• **THE RECORDS**:
* * * * *

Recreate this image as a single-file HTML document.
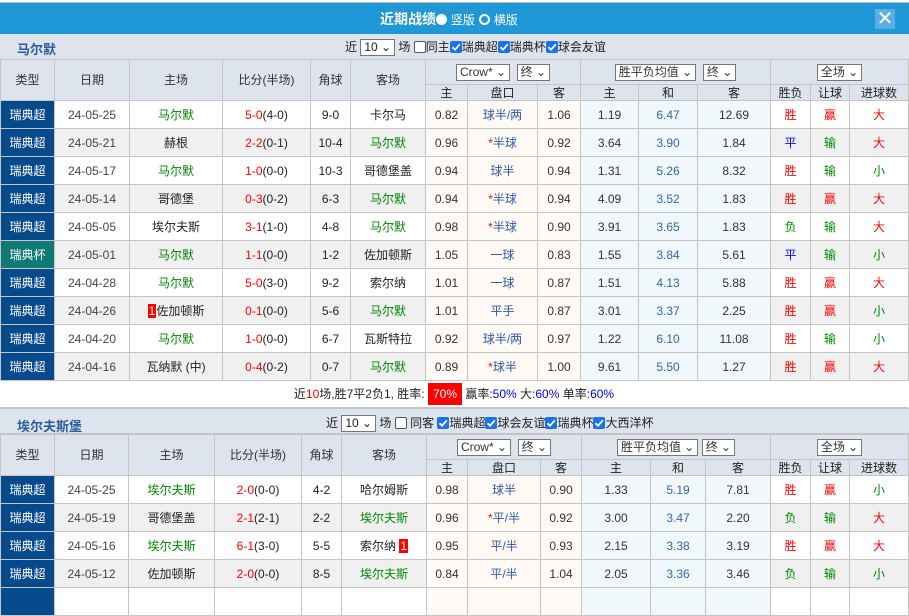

* * * * *

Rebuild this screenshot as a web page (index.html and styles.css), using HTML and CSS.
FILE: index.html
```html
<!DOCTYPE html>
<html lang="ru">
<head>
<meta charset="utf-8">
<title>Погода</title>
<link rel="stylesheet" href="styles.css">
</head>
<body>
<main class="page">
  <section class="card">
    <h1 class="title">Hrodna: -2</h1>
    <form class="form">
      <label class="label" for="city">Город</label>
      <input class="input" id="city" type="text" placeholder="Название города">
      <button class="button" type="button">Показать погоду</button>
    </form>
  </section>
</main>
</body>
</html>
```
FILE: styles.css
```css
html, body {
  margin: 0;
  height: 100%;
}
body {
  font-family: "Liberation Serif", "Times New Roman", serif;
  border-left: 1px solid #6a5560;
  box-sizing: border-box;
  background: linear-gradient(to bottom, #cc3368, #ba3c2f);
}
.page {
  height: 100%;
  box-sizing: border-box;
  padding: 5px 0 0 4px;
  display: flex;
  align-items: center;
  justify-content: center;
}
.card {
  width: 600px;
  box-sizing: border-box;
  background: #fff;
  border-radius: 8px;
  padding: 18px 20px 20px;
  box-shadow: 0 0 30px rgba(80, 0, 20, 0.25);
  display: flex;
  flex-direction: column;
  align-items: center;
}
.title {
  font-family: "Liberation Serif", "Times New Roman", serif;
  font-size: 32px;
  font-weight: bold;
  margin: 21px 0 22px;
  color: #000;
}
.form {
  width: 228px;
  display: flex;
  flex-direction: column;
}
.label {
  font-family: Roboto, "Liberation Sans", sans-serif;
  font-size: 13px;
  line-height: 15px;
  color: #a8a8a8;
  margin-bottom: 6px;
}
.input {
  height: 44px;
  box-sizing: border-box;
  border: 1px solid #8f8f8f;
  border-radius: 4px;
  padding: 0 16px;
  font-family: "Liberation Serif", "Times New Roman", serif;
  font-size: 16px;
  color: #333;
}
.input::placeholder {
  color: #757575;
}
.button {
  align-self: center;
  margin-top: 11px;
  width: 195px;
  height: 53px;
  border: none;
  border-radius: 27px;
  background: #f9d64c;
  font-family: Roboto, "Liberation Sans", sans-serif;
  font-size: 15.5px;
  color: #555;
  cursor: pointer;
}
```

* * * * *

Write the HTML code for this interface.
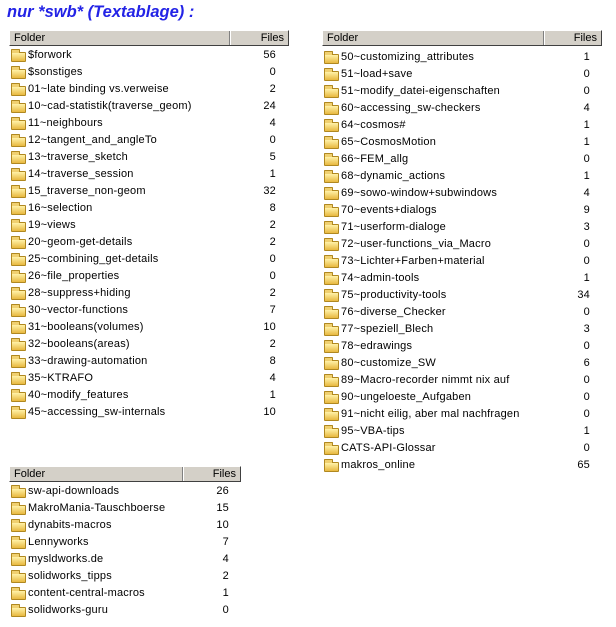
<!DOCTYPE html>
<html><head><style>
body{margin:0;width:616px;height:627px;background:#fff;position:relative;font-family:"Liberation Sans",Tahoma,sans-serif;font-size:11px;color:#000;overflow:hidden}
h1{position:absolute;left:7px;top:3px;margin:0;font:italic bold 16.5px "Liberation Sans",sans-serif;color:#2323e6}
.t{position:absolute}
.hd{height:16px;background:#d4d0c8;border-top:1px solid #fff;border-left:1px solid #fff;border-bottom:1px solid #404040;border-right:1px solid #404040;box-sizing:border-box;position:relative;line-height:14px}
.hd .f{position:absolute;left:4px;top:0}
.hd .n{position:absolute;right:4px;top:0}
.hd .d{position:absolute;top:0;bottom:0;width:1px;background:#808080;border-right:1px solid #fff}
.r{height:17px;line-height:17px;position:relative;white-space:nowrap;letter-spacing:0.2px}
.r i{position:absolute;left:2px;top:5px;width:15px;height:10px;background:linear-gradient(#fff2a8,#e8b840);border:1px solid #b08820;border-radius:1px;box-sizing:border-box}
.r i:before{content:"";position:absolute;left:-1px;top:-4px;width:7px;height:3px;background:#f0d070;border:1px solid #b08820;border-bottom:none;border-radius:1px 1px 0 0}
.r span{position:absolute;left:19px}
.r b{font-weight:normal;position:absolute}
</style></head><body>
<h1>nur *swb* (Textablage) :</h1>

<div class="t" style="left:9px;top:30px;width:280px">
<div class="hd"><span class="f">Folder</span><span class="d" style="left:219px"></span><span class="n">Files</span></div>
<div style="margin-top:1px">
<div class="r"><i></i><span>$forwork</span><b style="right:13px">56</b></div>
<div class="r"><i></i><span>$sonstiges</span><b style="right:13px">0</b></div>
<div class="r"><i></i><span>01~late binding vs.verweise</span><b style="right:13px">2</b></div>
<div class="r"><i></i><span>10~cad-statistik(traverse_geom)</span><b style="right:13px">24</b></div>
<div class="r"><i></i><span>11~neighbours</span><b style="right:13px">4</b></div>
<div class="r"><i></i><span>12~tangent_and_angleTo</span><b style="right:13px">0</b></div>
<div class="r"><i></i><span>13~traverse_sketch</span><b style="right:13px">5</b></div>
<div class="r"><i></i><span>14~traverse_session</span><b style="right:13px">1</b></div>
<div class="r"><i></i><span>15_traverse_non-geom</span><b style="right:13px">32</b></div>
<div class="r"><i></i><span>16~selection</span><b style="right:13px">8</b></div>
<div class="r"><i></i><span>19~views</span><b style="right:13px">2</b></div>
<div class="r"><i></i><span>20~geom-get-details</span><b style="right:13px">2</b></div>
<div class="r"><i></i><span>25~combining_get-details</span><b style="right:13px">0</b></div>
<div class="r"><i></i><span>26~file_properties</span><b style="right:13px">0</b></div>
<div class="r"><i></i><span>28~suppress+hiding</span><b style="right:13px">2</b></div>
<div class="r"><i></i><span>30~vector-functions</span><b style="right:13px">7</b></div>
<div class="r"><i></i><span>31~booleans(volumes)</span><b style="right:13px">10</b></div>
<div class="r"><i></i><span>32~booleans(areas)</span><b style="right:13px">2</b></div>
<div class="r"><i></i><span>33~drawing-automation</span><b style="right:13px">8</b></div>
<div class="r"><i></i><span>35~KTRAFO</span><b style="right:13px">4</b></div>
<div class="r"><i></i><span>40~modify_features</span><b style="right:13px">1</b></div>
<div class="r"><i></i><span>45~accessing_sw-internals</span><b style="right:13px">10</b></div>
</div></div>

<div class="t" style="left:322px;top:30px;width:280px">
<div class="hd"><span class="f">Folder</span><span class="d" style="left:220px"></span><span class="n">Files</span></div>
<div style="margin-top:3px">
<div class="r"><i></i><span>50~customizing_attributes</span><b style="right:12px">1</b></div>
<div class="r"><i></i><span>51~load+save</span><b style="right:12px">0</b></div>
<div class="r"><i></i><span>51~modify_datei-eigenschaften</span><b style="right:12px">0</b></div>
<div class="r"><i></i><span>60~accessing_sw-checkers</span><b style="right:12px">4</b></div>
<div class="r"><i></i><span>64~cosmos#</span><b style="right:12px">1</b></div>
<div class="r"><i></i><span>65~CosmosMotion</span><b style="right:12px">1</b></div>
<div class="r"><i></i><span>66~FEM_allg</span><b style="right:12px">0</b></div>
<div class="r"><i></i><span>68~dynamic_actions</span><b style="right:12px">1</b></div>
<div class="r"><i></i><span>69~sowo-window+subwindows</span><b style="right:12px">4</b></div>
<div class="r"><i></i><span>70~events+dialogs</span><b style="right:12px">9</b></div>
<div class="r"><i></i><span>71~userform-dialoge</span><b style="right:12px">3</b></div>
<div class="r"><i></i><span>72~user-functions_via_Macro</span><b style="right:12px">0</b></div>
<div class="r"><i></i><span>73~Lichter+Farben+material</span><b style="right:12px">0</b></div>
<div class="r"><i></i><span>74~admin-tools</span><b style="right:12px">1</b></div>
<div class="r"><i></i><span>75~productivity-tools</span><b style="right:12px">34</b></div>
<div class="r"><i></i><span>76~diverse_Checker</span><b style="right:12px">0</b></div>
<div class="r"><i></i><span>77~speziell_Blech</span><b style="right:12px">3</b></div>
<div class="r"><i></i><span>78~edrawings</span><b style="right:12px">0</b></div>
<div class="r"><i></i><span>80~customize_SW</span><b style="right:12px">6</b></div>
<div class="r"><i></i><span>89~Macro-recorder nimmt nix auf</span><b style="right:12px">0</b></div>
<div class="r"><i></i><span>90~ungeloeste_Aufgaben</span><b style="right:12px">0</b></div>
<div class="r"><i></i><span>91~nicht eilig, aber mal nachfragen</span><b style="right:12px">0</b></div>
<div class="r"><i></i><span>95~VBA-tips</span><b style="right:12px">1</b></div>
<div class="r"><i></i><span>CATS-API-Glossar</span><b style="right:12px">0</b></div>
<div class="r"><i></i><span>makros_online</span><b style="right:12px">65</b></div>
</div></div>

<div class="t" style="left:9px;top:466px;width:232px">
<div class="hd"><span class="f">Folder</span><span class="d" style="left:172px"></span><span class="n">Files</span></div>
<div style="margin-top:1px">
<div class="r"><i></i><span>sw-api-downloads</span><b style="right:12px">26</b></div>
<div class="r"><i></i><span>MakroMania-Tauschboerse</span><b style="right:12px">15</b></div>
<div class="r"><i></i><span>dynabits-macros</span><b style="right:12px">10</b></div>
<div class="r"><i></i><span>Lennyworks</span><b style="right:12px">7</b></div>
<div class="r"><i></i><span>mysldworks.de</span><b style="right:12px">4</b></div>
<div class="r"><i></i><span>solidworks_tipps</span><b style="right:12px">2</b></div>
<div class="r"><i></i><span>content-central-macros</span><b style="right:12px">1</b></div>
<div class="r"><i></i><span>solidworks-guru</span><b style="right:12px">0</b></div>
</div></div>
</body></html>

* * * * *

• **TASK INSTRUCTIONS**: Give again, exactly as written, only the lines that start at the one with "Write the HTML code for this interface." and end at the one with "<h1>nur *swb* (Textablage) :</h1>", both included. Skip any pictures.

• **FINAL RESULT**:
Write the HTML code for this interface.
<!DOCTYPE html>
<html><head><style>
body{margin:0;width:616px;height:627px;background:#fff;position:relative;font-family:"Liberation Sans",Tahoma,sans-serif;font-size:11px;color:#000;overflow:hidden}
h1{position:absolute;left:7px;top:3px;margin:0;font:italic bold 16.5px "Liberation Sans",sans-serif;color:#2323e6}
.t{position:absolute}
.hd{height:16px;background:#d4d0c8;border-top:1px solid #fff;border-left:1px solid #fff;border-bottom:1px solid #404040;border-right:1px solid #404040;box-sizing:border-box;position:relative;line-height:14px}
.hd .f{position:absolute;left:4px;top:0}
.hd .n{position:absolute;right:4px;top:0}
.hd .d{position:absolute;top:0;bottom:0;width:1px;background:#808080;border-right:1px solid #fff}
.r{height:17px;line-height:17px;position:relative;white-space:nowrap;letter-spacing:0.2px}
.r i{position:absolute;left:2px;top:5px;width:15px;height:10px;background:linear-gradient(#fff2a8,#e8b840);border:1px solid #b08820;border-radius:1px;box-sizing:border-box}
.r i:before{content:"";position:absolute;left:-1px;top:-4px;width:7px;height:3px;background:#f0d070;border:1px solid #b08820;border-bottom:none;border-radius:1px 1px 0 0}
.r span{position:absolute;left:19px}
.r b{font-weight:normal;position:absolute}
</style></head><body>
<h1>nur *swb* (Textablage) :</h1>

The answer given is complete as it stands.